Whatever happens, we can expect very few public announcements until there is real news to report. Wingnut Films is a secretive outfit (it doesn’t even have a website) tucked away in a small country thousands of miles from anywhere. Even though its films since the Lord of the Rings saga have had mixed responses, it is still a wealthy company which can put substantial resources into movie-making. There is no reason at present to be worried about the Dambusters project.
However, our speculation eighteen months ago that 2011 would be the earliest it would appear now seems less likely to be true. It surely won’t hit the screens until 2012.

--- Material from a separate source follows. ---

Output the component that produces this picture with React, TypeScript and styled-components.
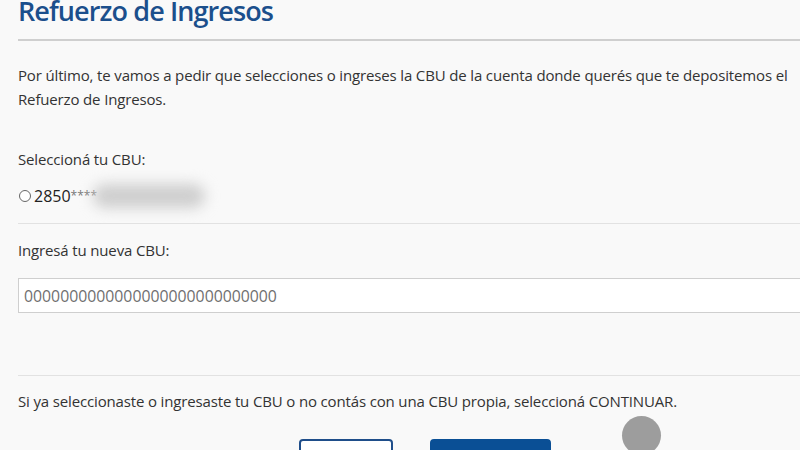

Recession? ‘Stand by to pull me out of the seat if I get hit.’

There’s no real way of knowing if you will be working on the Dambusters remake, but if you are a Matte Dept. Supervisor, a Matte Painter, a Senior Water TD, a Shader Writer, an FX TD, a Lighting TD or a Water TD then you might want to consider relocating to downtown Wellington in New Zealand. In the last month, Weta Digital has advertised for people to fill all these jobs. Please don’t ask me what the work entails, as I have no idea. Perhaps the ‘Water TDs” will be involved in producing the new CGI versions of the mines exploding against the dams, which are probably the most laughably amateur bits of the 1955 film. 
However, you could just end up working on The Hobbit, Halo or Lucifer, all of which Weta also has in the pipeline.